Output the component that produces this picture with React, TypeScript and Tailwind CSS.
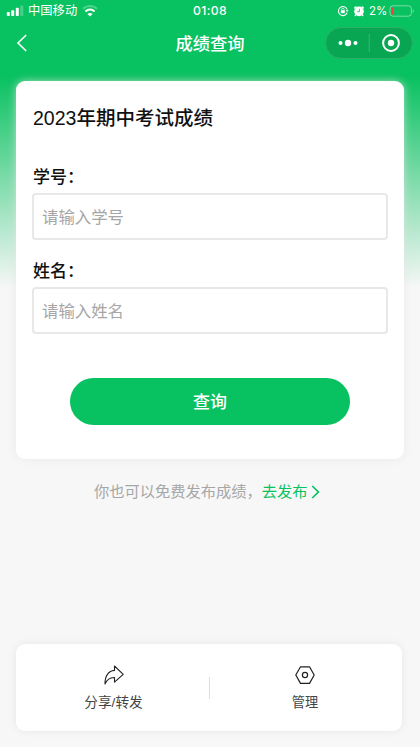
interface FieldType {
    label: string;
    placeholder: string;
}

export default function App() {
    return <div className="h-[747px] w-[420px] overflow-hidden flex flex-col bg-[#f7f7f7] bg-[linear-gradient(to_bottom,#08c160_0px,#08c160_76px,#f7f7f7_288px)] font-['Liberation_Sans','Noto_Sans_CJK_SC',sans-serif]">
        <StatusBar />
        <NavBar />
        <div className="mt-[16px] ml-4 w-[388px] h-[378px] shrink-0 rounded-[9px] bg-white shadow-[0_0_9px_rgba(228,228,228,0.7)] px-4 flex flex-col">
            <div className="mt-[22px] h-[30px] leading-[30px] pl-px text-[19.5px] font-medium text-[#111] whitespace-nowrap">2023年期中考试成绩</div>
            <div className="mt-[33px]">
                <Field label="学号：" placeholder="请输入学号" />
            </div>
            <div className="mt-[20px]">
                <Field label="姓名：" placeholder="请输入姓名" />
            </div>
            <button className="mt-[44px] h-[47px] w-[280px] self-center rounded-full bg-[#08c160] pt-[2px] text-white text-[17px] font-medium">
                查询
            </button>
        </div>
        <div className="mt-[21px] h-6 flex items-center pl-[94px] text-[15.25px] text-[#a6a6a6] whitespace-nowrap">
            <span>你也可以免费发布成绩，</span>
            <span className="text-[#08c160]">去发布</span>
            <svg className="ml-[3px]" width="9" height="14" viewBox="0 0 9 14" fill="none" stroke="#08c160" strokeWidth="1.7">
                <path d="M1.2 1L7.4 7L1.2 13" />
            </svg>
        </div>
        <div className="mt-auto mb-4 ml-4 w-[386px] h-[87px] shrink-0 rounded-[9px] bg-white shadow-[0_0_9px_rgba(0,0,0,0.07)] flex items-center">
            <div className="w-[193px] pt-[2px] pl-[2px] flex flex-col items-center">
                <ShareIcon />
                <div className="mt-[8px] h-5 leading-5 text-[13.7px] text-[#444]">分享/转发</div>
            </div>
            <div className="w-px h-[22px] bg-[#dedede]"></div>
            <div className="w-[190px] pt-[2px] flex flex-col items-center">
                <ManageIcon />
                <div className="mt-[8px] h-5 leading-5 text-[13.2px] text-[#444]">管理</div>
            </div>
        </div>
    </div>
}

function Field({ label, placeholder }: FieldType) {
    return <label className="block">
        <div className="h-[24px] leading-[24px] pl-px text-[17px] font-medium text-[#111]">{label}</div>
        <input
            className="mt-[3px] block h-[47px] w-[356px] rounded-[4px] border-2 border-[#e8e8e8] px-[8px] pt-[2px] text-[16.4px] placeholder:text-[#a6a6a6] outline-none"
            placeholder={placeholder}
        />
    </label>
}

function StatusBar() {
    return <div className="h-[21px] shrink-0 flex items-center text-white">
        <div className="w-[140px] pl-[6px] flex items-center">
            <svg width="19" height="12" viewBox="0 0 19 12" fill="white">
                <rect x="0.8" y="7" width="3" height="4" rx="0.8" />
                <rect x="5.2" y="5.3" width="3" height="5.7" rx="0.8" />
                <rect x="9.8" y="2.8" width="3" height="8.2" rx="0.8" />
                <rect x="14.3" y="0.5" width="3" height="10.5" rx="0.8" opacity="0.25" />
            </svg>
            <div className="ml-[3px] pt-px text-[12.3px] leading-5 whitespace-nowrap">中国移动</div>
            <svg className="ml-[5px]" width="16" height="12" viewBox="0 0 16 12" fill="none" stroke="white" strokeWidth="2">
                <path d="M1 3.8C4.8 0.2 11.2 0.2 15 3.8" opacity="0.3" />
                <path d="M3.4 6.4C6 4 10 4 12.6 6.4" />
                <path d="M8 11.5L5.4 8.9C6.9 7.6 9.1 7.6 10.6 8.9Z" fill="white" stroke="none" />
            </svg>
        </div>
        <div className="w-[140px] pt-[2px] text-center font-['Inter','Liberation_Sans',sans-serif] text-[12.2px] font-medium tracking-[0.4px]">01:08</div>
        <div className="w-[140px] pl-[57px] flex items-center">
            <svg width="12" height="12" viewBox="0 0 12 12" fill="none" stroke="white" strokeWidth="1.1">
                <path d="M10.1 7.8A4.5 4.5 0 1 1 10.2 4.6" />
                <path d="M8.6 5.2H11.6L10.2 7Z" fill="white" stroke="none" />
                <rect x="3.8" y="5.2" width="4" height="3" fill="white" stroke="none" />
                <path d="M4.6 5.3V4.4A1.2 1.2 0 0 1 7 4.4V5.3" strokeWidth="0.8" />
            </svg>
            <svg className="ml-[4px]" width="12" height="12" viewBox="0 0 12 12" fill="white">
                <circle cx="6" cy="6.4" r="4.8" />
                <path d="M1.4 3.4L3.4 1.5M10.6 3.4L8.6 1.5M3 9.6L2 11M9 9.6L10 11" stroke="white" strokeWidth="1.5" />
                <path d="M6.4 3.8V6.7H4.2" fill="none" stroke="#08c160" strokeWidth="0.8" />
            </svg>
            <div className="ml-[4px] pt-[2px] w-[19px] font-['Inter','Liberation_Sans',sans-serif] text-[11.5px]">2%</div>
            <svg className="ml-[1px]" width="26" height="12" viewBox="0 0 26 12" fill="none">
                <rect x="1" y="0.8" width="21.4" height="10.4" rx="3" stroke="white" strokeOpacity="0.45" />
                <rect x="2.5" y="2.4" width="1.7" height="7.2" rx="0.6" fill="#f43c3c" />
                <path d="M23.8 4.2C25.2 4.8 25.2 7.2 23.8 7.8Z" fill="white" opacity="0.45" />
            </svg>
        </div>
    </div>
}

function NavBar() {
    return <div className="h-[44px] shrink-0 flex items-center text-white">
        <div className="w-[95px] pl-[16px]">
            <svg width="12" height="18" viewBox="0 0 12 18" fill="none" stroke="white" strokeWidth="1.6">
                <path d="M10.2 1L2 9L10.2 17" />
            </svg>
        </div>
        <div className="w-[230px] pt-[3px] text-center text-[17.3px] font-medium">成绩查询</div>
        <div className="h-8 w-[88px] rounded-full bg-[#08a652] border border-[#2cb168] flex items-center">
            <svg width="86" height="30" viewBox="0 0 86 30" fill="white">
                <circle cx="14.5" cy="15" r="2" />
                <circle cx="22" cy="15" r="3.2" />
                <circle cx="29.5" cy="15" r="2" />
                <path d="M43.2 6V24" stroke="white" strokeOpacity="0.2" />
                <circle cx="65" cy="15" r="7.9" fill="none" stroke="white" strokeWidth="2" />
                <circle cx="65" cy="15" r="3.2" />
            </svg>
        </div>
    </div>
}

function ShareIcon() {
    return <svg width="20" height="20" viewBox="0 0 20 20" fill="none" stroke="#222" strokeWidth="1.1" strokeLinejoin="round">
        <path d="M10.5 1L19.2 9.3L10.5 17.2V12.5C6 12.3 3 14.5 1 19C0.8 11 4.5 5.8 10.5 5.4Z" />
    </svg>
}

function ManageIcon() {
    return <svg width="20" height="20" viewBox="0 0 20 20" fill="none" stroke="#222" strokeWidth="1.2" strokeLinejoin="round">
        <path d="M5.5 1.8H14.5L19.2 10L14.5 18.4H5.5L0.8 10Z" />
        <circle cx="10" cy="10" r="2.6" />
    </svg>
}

> _Task instructions_
Reproduce all of the data exactly, omitting each picture it holds.

> _Finished task_
Output the component that produces this picture with React, TypeScript and Tailwind CSS.
interface FieldType {
    label: string;
    placeholder: string;
}

export default function App() {
    return <div className="h-[747px] w-[420px] overflow-hidden flex flex-col bg-[#f7f7f7] bg-[linear-gradient(to_bottom,#08c160_0px,#08c160_76px,#f7f7f7_288px)] font-['Liberation_Sans','Noto_Sans_CJK_SC',sans-serif]">
        <StatusBar />
        <NavBar />
        <div className="mt-[16px] ml-4 w-[388px] h-[378px] shrink-0 rounded-[9px] bg-white shadow-[0_0_9px_rgba(228,228,228,0.7)] px-4 flex flex-col">
            <div className="mt-[22px] h-[30px] leading-[30px] pl-px text-[19.5px] font-medium text-[#111] whitespace-nowrap">2023年期中考试成绩</div>
            <div className="mt-[33px]">
                <Field label="学号：" placeholder="请输入学号" />
            </div>
            <div className="mt-[20px]">
                <Field label="姓名：" placeholder="请输入姓名" />
            </div>
            <button className="mt-[44px] h-[47px] w-[280px] self-center rounded-full bg-[#08c160] pt-[2px] text-white text-[17px] font-medium">
                查询
            </button>
        </div>
        <div className="mt-[21px] h-6 flex items-center pl-[94px] text-[15.25px] text-[#a6a6a6] whitespace-nowrap">
            <span>你也可以免费发布成绩，</span>
            <span className="text-[#08c160]">去发布</span>
            <svg className="ml-[3px]" width="9" height="14" viewBox="0 0 9 14" fill="none" stroke="#08c160" strokeWidth="1.7">
                <path d="M1.2 1L7.4 7L1.2 13" />
            </svg>
        </div>
        <div className="mt-auto mb-4 ml-4 w-[386px] h-[87px] shrink-0 rounded-[9px] bg-white shadow-[0_0_9px_rgba(0,0,0,0.07)] flex items-center">
            <div className="w-[193px] pt-[2px] pl-[2px] flex flex-col items-center">
                <ShareIcon />
                <div className="mt-[8px] h-5 leading-5 text-[13.7px] text-[#444]">分享/转发</div>
            </div>
            <div className="w-px h-[22px] bg-[#dedede]"></div>
            <div className="w-[190px] pt-[2px] flex flex-col items-center">
                <ManageIcon />
                <div className="mt-[8px] h-5 leading-5 text-[13.2px] text-[#444]">管理</div>
            </div>
        </div>
    </div>
}

function Field({ label, placeholder }: FieldType) {
    return <label className="block">
        <div className="h-[24px] leading-[24px] pl-px text-[17px] font-medium text-[#111]">{label}</div>
        <input
            className="mt-[3px] block h-[47px] w-[356px] rounded-[4px] border-2 border-[#e8e8e8] px-[8px] pt-[2px] text-[16.4px] placeholder:text-[#a6a6a6] outline-none"
            placeholder={placeholder}
        />
    </label>
}

function StatusBar() {
    return <div className="h-[21px] shrink-0 flex items-center text-white">
        <div className="w-[140px] pl-[6px] flex items-center">
            <svg width="19" height="12" viewBox="0 0 19 12" fill="white">
                <rect x="0.8" y="7" width="3" height="4" rx="0.8" />
                <rect x="5.2" y="5.3" width="3" height="5.7" rx="0.8" />
                <rect x="9.8" y="2.8" width="3" height="8.2" rx="0.8" />
                <rect x="14.3" y="0.5" width="3" height="10.5" rx="0.8" opacity="0.25" />
            </svg>
            <div className="ml-[3px] pt-px text-[12.3px] leading-5 whitespace-nowrap">中国移动</div>
            <svg className="ml-[5px]" width="16" height="12" viewBox="0 0 16 12" fill="none" stroke="white" strokeWidth="2">
                <path d="M1 3.8C4.8 0.2 11.2 0.2 15 3.8" opacity="0.3" />
                <path d="M3.4 6.4C6 4 10 4 12.6 6.4" />
                <path d="M8 11.5L5.4 8.9C6.9 7.6 9.1 7.6 10.6 8.9Z" fill="white" stroke="none" />
            </svg>
        </div>
        <div className="w-[140px] pt-[2px] text-center font-['Inter','Liberation_Sans',sans-serif] text-[12.2px] font-medium tracking-[0.4px]">01:08</div>
        <div className="w-[140px] pl-[57px] flex items-center">
            <svg width="12" height="12" viewBox="0 0 12 12" fill="none" stroke="white" strokeWidth="1.1">
                <path d="M10.1 7.8A4.5 4.5 0 1 1 10.2 4.6" />
                <path d="M8.6 5.2H11.6L10.2 7Z" fill="white" stroke="none" />
                <rect x="3.8" y="5.2" width="4" height="3" fill="white" stroke="none" />
                <path d="M4.6 5.3V4.4A1.2 1.2 0 0 1 7 4.4V5.3" strokeWidth="0.8" />
            </svg>
            <svg className="ml-[4px]" width="12" height="12" viewBox="0 0 12 12" fill="white">
                <circle cx="6" cy="6.4" r="4.8" />
                <path d="M1.4 3.4L3.4 1.5M10.6 3.4L8.6 1.5M3 9.6L2 11M9 9.6L10 11" stroke="white" strokeWidth="1.5" />
                <path d="M6.4 3.8V6.7H4.2" fill="none" stroke="#08c160" strokeWidth="0.8" />
            </svg>
            <div className="ml-[4px] pt-[2px] w-[19px] font-['Inter','Liberation_Sans',sans-serif] text-[11.5px]">2%</div>
            <svg className="ml-[1px]" width="26" height="12" viewBox="0 0 26 12" fill="none">
                <rect x="1" y="0.8" width="21.4" height="10.4" rx="3" stroke="white" strokeOpacity="0.45" />
                <rect x="2.5" y="2.4" width="1.7" height="7.2" rx="0.6" fill="#f43c3c" />
                <path d="M23.8 4.2C25.2 4.8 25.2 7.2 23.8 7.8Z" fill="white" opacity="0.45" />
            </svg>
        </div>
    </div>
}

function NavBar() {
    return <div className="h-[44px] shrink-0 flex items-center text-white">
        <div className="w-[95px] pl-[16px]">
            <svg width="12" height="18" viewBox="0 0 12 18" fill="none" stroke="white" strokeWidth="1.6">
                <path d="M10.2 1L2 9L10.2 17" />
            </svg>
        </div>
        <div className="w-[230px] pt-[3px] text-center text-[17.3px] font-medium">成绩查询</div>
        <div className="h-8 w-[88px] rounded-full bg-[#08a652] border border-[#2cb168] flex items-center">
            <svg width="86" height="30" viewBox="0 0 86 30" fill="white">
                <circle cx="14.5" cy="15" r="2" />
                <circle cx="22" cy="15" r="3.2" />
                <circle cx="29.5" cy="15" r="2" />
                <path d="M43.2 6V24" stroke="white" strokeOpacity="0.2" />
                <circle cx="65" cy="15" r="7.9" fill="none" stroke="white" strokeWidth="2" />
                <circle cx="65" cy="15" r="3.2" />
            </svg>
        </div>
    </div>
}

function ShareIcon() {
    return <svg width="20" height="20" viewBox="0 0 20 20" fill="none" stroke="#222" strokeWidth="1.1" strokeLinejoin="round">
        <path d="M10.5 1L19.2 9.3L10.5 17.2V12.5C6 12.3 3 14.5 1 19C0.8 11 4.5 5.8 10.5 5.4Z" />
    </svg>
}

function ManageIcon() {
    return <svg width="20" height="20" viewBox="0 0 20 20" fill="none" stroke="#222" strokeWidth="1.2" strokeLinejoin="round">
        <path d="M5.5 1.8H14.5L19.2 10L14.5 18.4H5.5L0.8 10Z" />
        <circle cx="10" cy="10" r="2.6" />
    </svg>
}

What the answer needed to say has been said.